Copy out all lines carrying the word "full".

-- START Data segment --

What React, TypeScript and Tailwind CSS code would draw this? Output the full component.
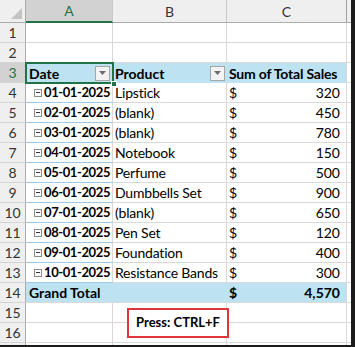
const rows = [
  { date: "01-01-2025", product: "Lipstick", sales: "320" },
  { date: "02-01-2025", product: "(blank)", sales: "450" },
  { date: "03-01-2025", product: "(blank)", sales: "780" },
  { date: "04-01-2025", product: "Notebook", sales: "150" },
  { date: "05-01-2025", product: "Perfume", sales: "500" },
  { date: "06-01-2025", product: "Dumbbells Set", sales: "900" },
  { date: "07-01-2025", product: "(blank)", sales: "650" },
  { date: "08-01-2025", product: "Pen Set", sales: "120" },
  { date: "09-01-2025", product: "Foundation", sales: "400" },
  { date: "10-01-2025", product: "Resistance Bands", sales: "300" },
];

function RowHead({ n, active }: { n: number; active?: boolean }) {
  return (
    <div
      className={`flex items-center justify-center border-r border-b border-r-[#ababab] border-b-[#d4d4d4] text-[14px] ${
        active ? "bg-[#d2d2d2] text-[#217346]" : "bg-[#efefef] text-[#333]"
      }`}
    >
      {n}
    </div>
  );
}

function FilterButton() {
  return (
    <span className="flex h-[15px] w-[15px] shrink-0 items-center justify-center border border-[#a6a6a6] bg-[#f3f3f3]">
      <svg width="7" height="4" viewBox="0 0 7 4">
        <path d="M0 0h7L3.5 4z" fill="#6b6b6b" />
      </svg>
    </span>
  );
}

function Collapse() {
  return (
    <span className="mr-[2px] flex h-[8px] w-[8px] shrink-0 items-center justify-center border border-[#8a8a8a] bg-white">
      <span className="h-px w-[4px] bg-[#333]" />
    </span>
  );
}

const cell = "border-r border-b border-[#d9d9d9]";

export default function App() {
  return (
    <div
      className="relative h-[347px] w-[355px] overflow-hidden border-r-4 border-b-2 border-[#1c1c1c] bg-white text-black"
      style={{ fontFamily: "Lato, 'Liberation Sans', sans-serif" }}
    >
      <div className="grid h-full grid-cols-[26px_87px_114px_120px_1fr] grid-rows-[23px_repeat(16,20px)_1fr]">
        {/* header row */}
        <div className="relative border-r border-b border-[#ababab] bg-[#efefef]">
          <svg className="absolute right-[3px] bottom-[3px]" width="11" height="11" viewBox="0 0 11 11">
            <path d="M11 0V11H0z" fill="#c4c4c4" />
          </svg>
        </div>
        <div className="flex items-center justify-center border-r border-[#c8c8c8] border-b-2 border-b-[#217346] bg-[#d2d2d2] text-[14px] text-[#217346]">
          A
        </div>
        <div className="flex items-center justify-center border-r border-b border-r-[#c8c8c8] border-b-[#ababab] bg-[#efefef] text-[14px] text-[#333]">
          B
        </div>
        <div className="flex items-center justify-center border-r border-b border-r-[#a0a0a0] border-b-[#ababab] bg-[#efefef] text-[14px] text-[#333]">
          C
        </div>
        <div className="border-b border-[#ababab] bg-[#efefef]" />

        {/* rows 1-2 */}
        {[1, 2].map((n) => (
          <div key={n} className="contents">
            <RowHead n={n} />
            <div className={cell} />
            <div className={cell} />
            <div className={cell} />
            <div className="border-b border-[#d9d9d9]" />
          </div>
        ))}

        {/* row 3 pivot header */}
        <RowHead n={3} active />
        <div className="relative flex items-center justify-between bg-[#bde3f3] pl-[3px] pr-[3px] text-[14px] font-bold">
          <span>Date</span>
          <FilterButton />
          <div className="pointer-events-none absolute -top-px -left-px -right-px -bottom-px border-2 border-[#217346]" />
          <div className="absolute -right-[4px] -bottom-[4px] h-[6px] w-[6px] border border-white bg-[#217346]" />
        </div>
        <div className="flex items-center justify-between bg-[#bde3f3] pl-[2px] pr-[2px] text-[14px] font-bold">
          <span>Product</span>
          <FilterButton />
        </div>
        <div className="flex items-center border-r border-[#d9d9d9] bg-[#bde3f3] pl-[2px] text-[14px] font-bold whitespace-nowrap tracking-[-0.2px]">
          Sum of Total Sales
        </div>
        <div className="border-b border-[#d9d9d9]" />

        {/* data rows */}
        {rows.map((r, i) => (
          <div key={r.date} className="contents">
            <RowHead n={i + 4} />
            <div className="flex items-center overflow-hidden whitespace-nowrap border-r border-b border-r-[#d9d9d9] border-b-[#9cc8e6] pl-[8px] text-[13px] font-bold tracking-[-0.4px]">
              <Collapse />
              {r.date}
            </div>
            <div className={`${cell} flex items-center whitespace-nowrap pl-[2px] text-[14px] tracking-[-0.2px]`}>{r.product}</div>
            <div className={`${cell} flex items-center justify-between pl-[2px] pr-[6px] text-[14px]`}>
              <span>$</span>
              <span>{r.sales}</span>
            </div>
            <div className="border-b border-[#d9d9d9]" />
          </div>
        ))}

        {/* grand total */}
        <RowHead n={14} />
        <div className="col-span-2 flex items-center border-b border-[#d9d9d9] bg-[#bde3f3] pl-[3px] text-[14px] font-bold">
          Grand Total
        </div>
        <div className="flex items-center justify-between border-r border-b border-[#d9d9d9] bg-[#bde3f3] pl-[2px] pr-[6px] text-[14px] font-bold">
          <span>$</span>
          <span>4,570</span>
        </div>
        <div className="border-b border-[#d9d9d9]" />

        {/* rows 15-16 */}
        {[15, 16].map((n) => (
          <div key={n} className="contents">
            <RowHead n={n} />
            <div className={cell} />
            <div className={cell} />
            <div className={cell} />
            <div className="border-b border-[#d9d9d9]" />
          </div>
        ))}

        <div className="border-r border-[#ababab] bg-[#efefef]" />
        <div className="border-r border-[#d9d9d9]" />
        <div className="border-r border-[#d9d9d9]" />
        <div className="border-r border-[#d9d9d9]" />
        <div />
      </div>

      <div className="absolute left-[127px] top-[308px] flex h-[30px] w-[102px] items-center justify-center border-2 border-[#e3343a] bg-white text-[13px] font-bold">
        Press: CTRL+F
      </div>
    </div>
  );
}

-- END Data segment --

#### Task result:
What React, TypeScript and Tailwind CSS code would draw this? Output the full component.
      <div className="grid h-full grid-cols-[26px_87px_114px_120px_1fr] grid-rows-[23px_repeat(16,20px)_1fr]">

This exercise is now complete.